Ultimately, these prophets of elitist altruism proclaim a specious and self-serving creed: they create giant fortunes by running firms exploiting their digital revolution to dodge tax and evade national borders, then bask in the glow of adulation for their philanthropy having subverted democracies, slashed government revenues and thus weakened state services. Finally, they claim to be the best people to solve some of the most pressing societal issues — although only the ones they decide to tackle on their own terms, rather than more unfashionable ones such as filling roads, funding soldiers or fashioning support for the vulnerable.

Canada’s finance minister Chrystia Freeland provided a glimpse into such attitudes a decade ago before she abandoned journalism for politics, writing a superb book called Plutocrats that exposed how a smug elite dictate public discourse and demand a system tilted even more in their favour. One billionaire Republican donor she interviewed even argued for the abolition of most taxes, praising how the super-rich “self-taxed” themselves by supporting charities of their choice rather than funding government. He demanded the state should pay tech tycoons for their contributions to society. “It’s that top 1% that probably contributes more to making the world a better place than the 99%,” he concluded, outrageously.

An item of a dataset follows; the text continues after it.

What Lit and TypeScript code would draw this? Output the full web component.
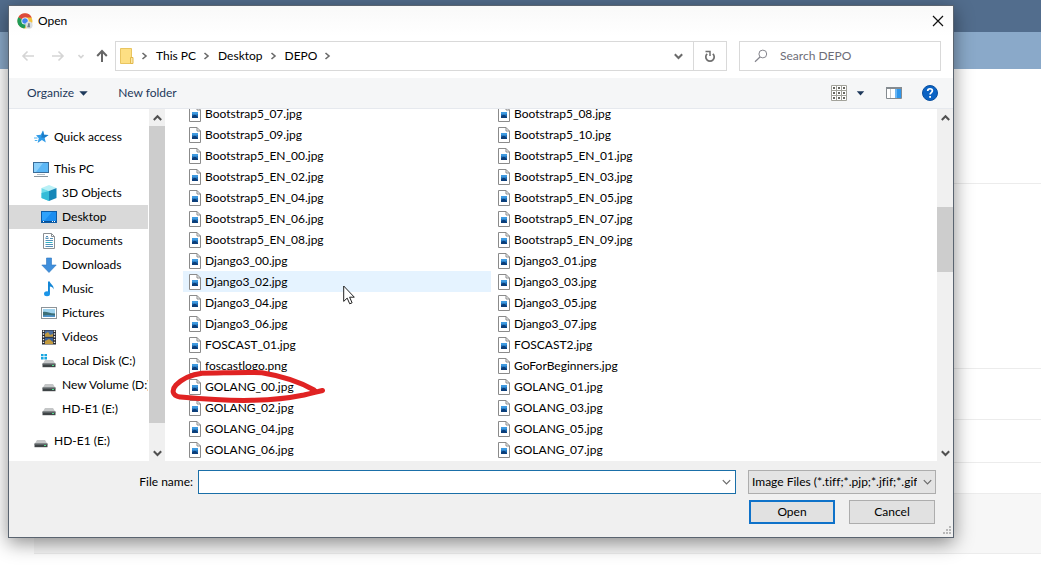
import { LitElement, html, svg, css, type TemplateResult } from "lit";
import { customElement, property, state } from "lit/decorators.js";
import { classMap } from "lit/directives/class-map.js";

const chevron = (dir: "right" | "down" | "up", cls = "") => {
  const d = { right: "M2.5 1 L6 4 L2.5 7", down: "M0.8 2.2 L4.5 6 L8.2 2.2", up: "M0.8 6 L4.5 2.2 L8.2 6" }[dir];
  return html`<svg class="chev ${cls}" width="9" height="8" viewBox="0 0 9 8" aria-hidden="true"><path d=${d} /></svg>`;
};

const drive = svg`
  <path d="M4 7h8l2.400 4H1.600z" fill="#c4c6c7"/>
  <path d="M1.500 10.600h13v3.600h-13z" fill="#3f4446"/>
  <path d="M1.500 10.600h13v1h-13z" fill="#70777a"/>
  <rect x="11" y="12" width="2" height="1" fill="#4fe08a"/>`;

const treeIcons: Record<string, TemplateResult> = {
  star: svg`
    <path d="M10 1.500l1 4.300 4.500.2-3.900 2.800 1.200 4.700-3.900-2.400L4.600 14l1.200-4.700L3 6.200l4.700-.4z" fill="#2f9be8"/>
    <path d="M10 1.500l1 4.300 4.500.2-3.900 2.800-3.400-.4z" fill="#1b7cc8"/>
    <path d="M1 9h3.500M1.800 11.500h2.600" stroke="#4db1f0" fill="none"/>`,
  pc: svg`
    <rect x=".5" y="1.500" width="15" height="10" fill="#5cb7f5" stroke="#3a6d99"/>
    <path d="M1 2h9L3 11H1z" fill="#8bd0fb"/>
    <path d="M4 13.500h8" stroke="#b7c0c6"/><path d="M1 15.500h14" stroke="#8b969e"/>`,
  cube: svg`
    <path d="M8 0l7.500 3L8 6 .5 3z" fill="#b9f0f6"/>
    <path d="M.5 3L8 6v10L.5 13z" fill="#6fdcea"/>
    <path d="M15.500 3L8 6v10l7.500-3z" fill="#1687b8"/>
    <path d="M.5 8L8 6v10L.5 13z" fill="#35bcd8"/>`,
  desktop: svg`
    <rect x=".5" y="2.500" width="15" height="11" fill="#1a8df0" stroke="#0c5ca8"/>
    <path d="M1 3h10L4 11H1z" fill="#2fa2fb"/>
    <path d="M1 12.500h14" stroke="#0a4f92"/><path d="M2 12.500h1M11 12.500h1M13 12.500h1" stroke="#fff"/>`,
  doc: svg`
    <path d="M2.500 .5h8l3 3v12h-11z" fill="#fff" stroke="#8a8f93"/>
    <path d="M10.500 .5v3h3" fill="none" stroke="#8a8f93"/>
    <path d="M4.500 5.500h3M9 5.500h3M4.500 7.500h7.500M4.500 11.500h7.500M4.500 13.500h7.500" stroke="#5591b8" fill="none"/>
    <path d="M4.500 9.500h7" stroke="#2fb3c4"/><path d="M5 4.500L6 3l1 1.500" fill="none" stroke="#3a78a8"/>`,
  down: svg`<path d="M5.500 1h5v7h4.700L8 15.500.8 8h4.700z" fill="#3f8fdc" stroke="#2b76c0" stroke-width=".6"/>`,
  music: svg`
    <path d="M7 .5h1.800c.4 2.800 4.400 3.600 3.800 7.900-.5-1.900-1.900-2.800-3.700-3v7.200H7z" fill="#1386d6"/>
    <ellipse cx="6" cy="12.700" rx="3" ry="2.500" fill="#1b95e8"/>`,
  picture: svg`
    <rect x=".5" y="2.500" width="15" height="11" fill="#fff" stroke="#8d9499"/>
    <rect x="2" y="4" width="12" height="8" fill="#9fd3ee"/>
    <path d="M2 7c3-1 6 1.500 12 1.500V12H2z" fill="#3d6f78"/>
    <path d="M2 10.500c4-1 8-.5 12 0V12H2z" fill="#4f93c9"/>`,
  video: svg`
    <rect x="1" y="1" width="14" height="14.500" fill="#2a2c33"/>
    <rect x="4" y="1.500" width="8" height="6.300" fill="#4c6f9f"/><rect x="4" y="8.700" width="8" height="6.300" fill="#37609b"/>
    <path d="M4 5l3-2 2 3 3-1v2.800H4zM4 12l4-2 4 3v2H4z" fill="#c29a3e"/>
    <path d="M2.500 1.500v14M13.500 1.500v14" stroke="#eef1f4" stroke-width="1.400" stroke-dasharray="1.400 1.400"/>`,
  windisk: svg`${drive}<path d="M0 1h2.600v2.300H0zM3.400 1H6v2.300H3.400zM0 4.100h2.600v2.300H0zM3.400 4.100H6v2.300H3.400z" fill="#19a6e0"/>`,
  disk: drive,
};

interface Place { label: string; icon: string; root?: boolean; gap?: boolean; }
const places: Place[] = [
  { label: "Quick access", icon: "star", root: true },
  { label: "This PC", icon: "pc", root: true, gap: true },
  { label: "3D Objects", icon: "cube" },
  { label: "Desktop", icon: "desktop" },
  { label: "Documents", icon: "doc" },
  { label: "Downloads", icon: "down" },
  { label: "Music", icon: "music" },
  { label: "Pictures", icon: "picture" },
  { label: "Videos", icon: "video" },
  { label: "Local Disk (C:)", icon: "windisk" },
  { label: "New Volume (D:)", icon: "disk" },
  { label: "HD-E1 (E:)", icon: "disk" },
  { label: "HD-E1 (E:)", icon: "disk", root: true, gap: true },
];

const files = [
  "Bootstrap5_07.jpg", "Bootstrap5_08.jpg", "Bootstrap5_09.jpg", "Bootstrap5_10.jpg",
  "Bootstrap5_EN_00.jpg", "Bootstrap5_EN_01.jpg", "Bootstrap5_EN_02.jpg", "Bootstrap5_EN_03.jpg",
  "Bootstrap5_EN_04.jpg", "Bootstrap5_EN_05.jpg", "Bootstrap5_EN_06.jpg", "Bootstrap5_EN_07.jpg",
  "Bootstrap5_EN_08.jpg", "Bootstrap5_EN_09.jpg", "Django3_00.jpg", "Django3_01.jpg",
  "Django3_02.jpg", "Django3_03.jpg", "Django3_04.jpg", "Django3_05.jpg",
  "Django3_06.jpg", "Django3_07.jpg", "FOSCAST_01.jpg", "FOSCAST2.jpg",
  "foscastlogo.png", "GoForBeginners.jpg", "GOLANG_00.jpg", "GOLANG_01.jpg",
  "GOLANG_02.jpg", "GOLANG_03.jpg", "GOLANG_04.jpg", "GOLANG_05.jpg",
  "GOLANG_06.jpg", "GOLANG_07.jpg",
];

const base = css`
  * { box-sizing: border-box; }
  button, input, select { font: inherit; font-variant-ligatures: none; color: inherit; margin: 0; padding: 0; border: 0; background: none; border-radius: 0; outline: none; }
  button { text-align: left; white-space: nowrap; }
  ul, ol { list-style: none; margin: 0; padding: 0; }
  svg { display: block; flex: none; }
  .chev { fill: none; stroke: #6a6a6a; stroke-width: 1.600; }
`;

@customElement("scroll-rail")
class ScrollRail extends LitElement {
  @property({ type: Number }) before = 0;
  @property({ type: Number }) size = 1;
  @property({ type: Number }) after = 0;
  static styles = [base, css`
    :host { display: flex; flex-direction: column; flex: none; width: 16px; background: #f0f0f0; }
    .end { height: 17px; flex: none; display: flex; align-items: center; justify-content: center; }
    .chev { stroke: #505050; stroke-width: 2; }
    .thumb { background: #cdcdcd; }
  `];
  render() {
    return html`
      <button class="end" aria-label="Scroll up">${chevron("up")}</button>
      <div style="flex:${this.before}"></div>
      <div class="thumb" style="flex:${this.size}"></div>
      <div style="flex:${this.after}"></div>
      <button class="end" aria-label="Scroll down">${chevron("down")}</button>`;
  }
}

@customElement("place-tree")
class PlaceTree extends LitElement {
  @state() current = 3;
  static styles = [base, css`
    :host { display: flex; width: 156px; flex: none; }
    nav { flex: 1; min-width: 0; padding-top: 16px; overflow: hidden; border-right: 1px solid #fff; }
    .place { display: flex; align-items: center; gap: 5px; width: 100%; height: 24px; padding-left: 32px; overflow: hidden; }
    .root { padding-left: 24px; }
    .gap { margin-top: 8px; }
    .current { background: #d9d9d9; }
  `];
  render() {
    return html`
      <nav aria-label="Places"><ul>
        ${places.map((p, i) => html`<li class=${classMap({ gap: !!p.gap })}>
          <button class=${classMap({ place: true, root: !!p.root, current: i === this.current })} @click=${() => (this.current = i)}>
            <svg width="16" height="16" viewBox="0 0 16 16" aria-hidden="true">${treeIcons[p.icon]}</svg>
            <span>${p.label}</span>
          </button></li>`)}
      </ul></nav>
      <scroll-rail .before=${0} .size=${297} .after=${21}></scroll-rail>`;
  }
}

@customElement("file-list")
class FileList extends LitElement {
  @state() hot = "Django3_02.jpg";
  static styles = [base, css`
    :host { display: flex; flex: 1; min-width: 0; position: relative; }
    .view { flex: 1; min-width: 0; overflow: hidden; padding: 0 137px 0 18px; }
    ul { display: grid; grid-template-columns: 1fr 1fr; column-gap: 1px; margin-top: -6px; }
    .file { display: flex; align-items: center; gap: 4px; width: 100%; height: 21px; padding-left: 6px; }
    .hot { background: #e5f3ff; }
    .mark, .cursor { position: absolute; pointer-events: none; }
    .mark { left: 5px; top: 261px; }
    .cursor { left: 178px; top: 176px; }
  `];
  render() {
    return html`
      <div class="view"><ul>
        ${files.map((f) => html`<li><button class=${classMap({ file: true, hot: f === this.hot })} @click=${() => (this.hot = f)}>
          <svg width="12" height="16" viewBox="0 0 12 16" aria-hidden="true">
            <path d="M.5 .5h7.500l3.500 3.500v11.500H.5z" fill="#fff" stroke="#8b8b8b"/>
            <path d="M8 .5v3.500h3.500" fill="none" stroke="#8b8b8b"/>
            <rect x="3" y="6" width="6" height="6" fill="#1c6fb8"/>
            <path d="M3 6h6v2L6 9 3 8z" fill="#3f9ae0"/><path d="M3 10l3-1.500L9 11v1H3z" fill="#0d3f7a"/>
          </svg><span>${f}</span></button></li>`)}
      </ul></div>
      <scroll-rail .before=${81} .size=${65} .after=${172}></scroll-rail>
      <svg class="cursor" width="12" height="20" viewBox="0 0 12 20" aria-hidden="true">
        <path d="M.7 1v15.400l3.500-3.300 2.500 5.700 2.400-1-2.500-5.600h4.700z" fill="#fff" stroke="#222"/>
      </svg>
      <svg class="mark" width="156" height="34" viewBox="0 0 156 34" aria-hidden="true">
        <path d="M152.500 20.500C147 22 141 23 134 25C117 28.500 98 30 82 30.300C55 31 27 28.500 10 27C2 25.500 1.500 20 6 15C12 9 22 4.500 32 3.200C54 3 75 2 92 2.700C112 6 132 13 144 20"
          fill="none" stroke="#e02323" stroke-width="5" stroke-linecap="round" stroke-linejoin="round"/>
      </svg>`;
  }
}

@customElement("open-dialog")
class OpenDialog extends LitElement {
  static styles = [base, css`
    :host { display: flex; flex-direction: column; background: #fff; border: 1px solid #5a6470; box-shadow: 0 5px 18px rgba(0, 0, 0, .45); overflow: hidden; }
    .title { display: flex; align-items: center; gap: 5px; height: 30px; flex: none; padding: 0 9px 0 8px; background: linear-gradient(#f9f9f9, #fff); }
    .title h1 { flex: 1; margin: 0; font: inherit; color: #000; }
    .nav { display: flex; align-items: center; flex: none; padding: 5px 12px 7px 12px; }
    .arrows { display: flex; align-items: center; width: 94px; }
    .arrows svg { fill: none; stroke: #d5d5d5; stroke-width: 1.600; }
    .arrows .up { stroke: #666; stroke-width: 2; }
    .back { margin-right: 16px; }
    .fwd { margin-right: 13px; }
    .recent { margin-right: 12px; }
    .address { display: flex; flex: 1; height: 30px; border: 1px solid #d9d9d9; align-items: center; }
    .crumbs { display: flex; align-items: center; flex: 1; gap: 7px; padding-left: 4px; }
    .crumbs li { display: flex; align-items: center; gap: 6px; }
    .address .drop { margin-right: 10px; }
    .drop .chev { stroke-width: 2; }
    .refresh { width: 33px; height: 28px; display: flex; align-items: center; justify-content: center; border-left: 1px solid #d9d9d9; }
    .search { display: flex; align-items: center; gap: 12px; width: 202px; height: 30px; margin-left: 12px; padding-left: 14px; border: 1px solid #d9d9d9; }
    .search input { flex: 1; min-width: 0; }
    .search input::placeholder { color: #6d6d78; opacity: 1; }
    .tools { display: flex; align-items: center; height: 31px; flex: none; padding: 0 15px 0 18px; background: #f5f6f7; border-bottom: 1px solid #e6e9ee; color: #1e395b; }
    .tools button { display: flex; align-items: center; gap: 5px; }
    .newf { margin-left: 30px; }
    .views { margin-left: auto; }
    .tools .views { gap: 9px; }
    .pane { margin: 0 20px 0 21px; }
    .body { display: flex; flex: 1; min-height: 0; }
    .foot { position: relative; flex: none; background: #f0f0f0; display: grid; grid-template-columns: 184px 1fr 188px; column-gap: 5px; row-gap: 6px; padding: 9px 17px 13px 0; }
    .foot label { text-align: right; line-height: 24px; }
    .combo { display: flex; height: 24px; border: 1px solid #1a6fa8; background: #fff; margin-right: 7px; }
    .combo input { flex: 1; min-width: 0; padding: 0 4px; }
    .combo button { width: 18px; display: flex; align-items: center; justify-content: center; }
    .thin { stroke-width: 1.200; }
    .type { display: flex; align-items: center; height: 24px; border: 1px solid #adadad; background: #e3e3e3; padding-right: 3px; }
    .type select { appearance: none; flex: 1; min-width: 0; height: 22px; padding-left: 3px; margin-right: 6px; }
    .actions { grid-column: 2 / 4; display: flex; justify-content: flex-end; gap: 14px; padding-right: 1px; }
    .actions button { width: 86px; height: 24px; text-align: center; background: #e1e1e1; border: 1px solid #adadad; }
    .actions .primary { border: 2px solid #0f72c9; }
    .grip { position: absolute; right: 2px; bottom: 2px; }
  `];
  render() {
    return html`
      <header class="title">
        <svg width="16" height="16" viewBox="0 0 16 16" aria-hidden="true">
          <circle cx="8" cy="8" r="7.500" fill="#f3c13a"/>
          <path d="M8 8L1.300 4.300A7.600 7.600 0 0 1 14.800 4.600H8z" fill="#dc4a3b"/>
          <path d="M8 8L1.300 4.300A7.600 7.600 0 0 0 7.300 15.600L10.500 10z" fill="#1f9a58"/>
          <circle cx="8" cy="8" r="3.600" fill="#fff"/><circle cx="8" cy="8" r="2.800" fill="#4486ee"/>
          <circle cx="12" cy="12.200" r="3.600" fill="#d8dde0"/><path d="M12 9.700c1.500 1 .3 2 1.300 4.500h-3c0-2 1.500-2.500.4-3.300z" fill="#75818a"/>
        </svg>
        <h1>Open</h1>
        <button aria-label="Close"><svg width="12" height="12" viewBox="0 0 12 12"><path d="M1 1l10 10M11 1L1 11" stroke="#111" stroke-width="1.200"/></svg></button>
      </header>
      <div class="nav">
        <div class="arrows">
          <button class="back" aria-label="Back"><svg width="14" height="12" viewBox="0 0 14 12"><path d="M13 6H2M6.500 1.500L2 6l4.500 4.500"/></svg></button>
          <button class="fwd" aria-label="Forward"><svg width="14" height="12" viewBox="0 0 14 12"><path d="M1 6h11M7.500 1.500L12 6l-4.500 4.500"/></svg></button>
          <button class="recent" aria-label="Recent locations"><svg width="6" height="5" viewBox="0 0 6 5"><path d="M.5 1L3 3.500 5.500 1"/></svg></button>
          <button aria-label="Up"><svg class="up" width="12" height="14" viewBox="0 0 12 14"><path d="M6 13V2M1.200 7L6 2l4.800 5"/></svg></button>
        </div>
        <div class="address">
          <ol class="crumbs">
            <li><svg width="14" height="16" viewBox="0 0 14 16" aria-hidden="true"><path d="M.5 .5h11v15H.5z" fill="#fddf83" stroke="#e9c560"/><path d="M10.500 9.500h2.500v6h-2.500z" fill="#fbe7a6" stroke="#e3b94a"/></svg>${chevron("right")}</li>
            ${["This PC", "Desktop", "DEPO"].map((c) => html`<li><button>${c}</button>${chevron("right")}</li>`)}
          </ol>
          <button class="drop" aria-label="Previous locations">${chevron("down")}</button>
          <button class="refresh" aria-label="Refresh">
            <svg width="12" height="13" viewBox="0 0 12 13"><path d="M8.800 3.800A4.200 4.200 0 1 1 3.200 3.800" fill="none" stroke="#707070" stroke-width="1.700"/><path d="M1.500 1.500h4.500v4.500" fill="none" stroke="#707070" stroke-width="1.500"/></svg>
          </button>
        </div>
        <div class="search">
          <svg width="14" height="14" viewBox="0 0 14 14" aria-hidden="true"><circle cx="8.800" cy="5" r="3.900" fill="none" stroke="#85858d"/><path d="M6 8L1 12.800" stroke="#85858d" stroke-width="1.200"/></svg>
          <input type="text" aria-label="Search DEPO" placeholder="Search DEPO" />
        </div>
      </div>
      <div class="tools">
        <button>Organize <svg width="9" height="5" viewBox="0 0 9 5"><path d="M.3 .3h8.400L4.500 4.800z" fill="#1e395b"/></svg></button>
        <button class="newf">New folder</button>
        <button class="views" aria-label="Change your view">
          <svg width="16" height="16" viewBox="0 0 16 16">
            <path d="M.5 .5h15v15H.5zM5.500 .5v15M10.500 .5v15M.5 5.500h15M.5 10.500h15" fill="#fff" stroke="#a2a29a"/>
            <path d="M2 3h2M7 3h2M12 3h2M2 8h2M7 8h2M12 8h2M2 13h2M7 13h2M12 13h2" stroke="#66665f" stroke-width="2"/>
          </svg>
          <svg width="9" height="5" viewBox="0 0 9 5"><path d="M.8 .3h7.400L4.500 4.500z" fill="#1e395b"/></svg>
        </button>
        <button class="pane" aria-label="Show the preview pane">
          <svg width="16" height="12" viewBox="0 0 16 12"><path d="M.5 .5h15v11H.5z" fill="#fff" stroke="#858b90"/><path d="M0 1h16" stroke="#858b90" stroke-width="2"/><path d="M4.500 2v9" stroke="#c3c8cb"/><path d="M9 2h6v9H9z" fill="#2f96ea"/><path d="M9 2h2v9H9z" fill="#6cb6f3"/></svg>
        </button>
        <button aria-label="Get help">
          <svg width="16" height="16" viewBox="0 0 16 16"><circle cx="8" cy="8" r="7.500" fill="#0b63c4" stroke="#0a4f9f"/><path d="M5.700 6.100c0-3.200 4.700-3 4.700-.3C10.400 7.700 8.100 7.600 8.100 9.600" fill="none" stroke="#fff" stroke-width="1.700"/><rect x="7.200" y="11" width="1.800" height="1.800" fill="#fff"/></svg>
        </button>
      </div>
      <div class="body"><place-tree></place-tree><file-list></file-list></div>
      <footer class="foot">
        <label for="fname">File name:</label>
        <div class="combo"><input id="fname" type="text" /><button aria-label="Recent names">${chevron("down", "thin")}</button></div>
        <div class="type">
          <select aria-label="File type"><option>Image Files (*.tiff;*.pjp;*.jfif;*.gif)</option></select>${chevron("down", "thin")}
        </div>
        <div class="actions"><button class="primary">Open</button><button>Cancel</button></div>
        <svg class="grip" width="9" height="9" viewBox="0 0 9 9" aria-hidden="true"><path d="M7 1h2M4 4h2M7 4h2M1 7h2M4 7h2M7 7h2" stroke="#b8b8b8" stroke-width="2"/></svg>
      </footer>`;
  }
}

@customElement("app-root")
class AppRoot extends LitElement {
  static styles = [base, css`
    :host { display: block; position: relative; height: 100vh; min-height: 560px; overflow: hidden; background: #fff; font: 12px/16px Lato, "Open Sans", sans-serif; color: #000; }
    .page { display: flex; flex-direction: column; height: 100%; }
    .bar { height: 32px; background: #526d8d; }
    .subbar { height: 37px; background: #8aa9c9; }
    .rows { flex: 1; display: grid; grid-template-rows: 115fr 185fr 51fr 43fr 31fr 60fr 13fr; margin-left: 34px; }
    .row { border-bottom: 1px solid #ececec; }
    .row:last-child { border: 0; }
    .tinted { background: #f7f7f7; }
    open-dialog { position: absolute; inset: 5px 87px 29px 8px; }
  `];
  render() {
    return html`
      <div class="page">
        <div class="bar"></div>
        <div class="subbar"></div>
        <div class="rows">${[0, 1, 2, 3, 4, 5, 6].map((i) => html`<div class=${classMap({ row: true, tinted: i === 5 })}></div>`)}</div>
      </div>
      <open-dialog role="dialog" aria-label="Open"></open-dialog>`;
  }
}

Many people yearn for superheroes, visionaries and wunderkinds to offer hope of salvation on a complex, messy planet. But altruism built on avarice is simply a comfort blanket for billionaires. Behind the stylised images, the sci-fi sheen of technology, the bold claims to have remodelled philanthropy, the arrogant insistence some people are so important they should be spared taxes, lies the same hubristic mentality that tarnished the aid industry. It is based on the cynical idea that a small, superior and wealthy elite knows best — and that they should not be thwarted in their drive to earn billions since they are indisputably the good guys. As two new age messiahs stumble and fall, we ought to be more sceptical over billionaire geeks posing as god-like saviours and show a bit more faith in our communal ability to resolve serious problems.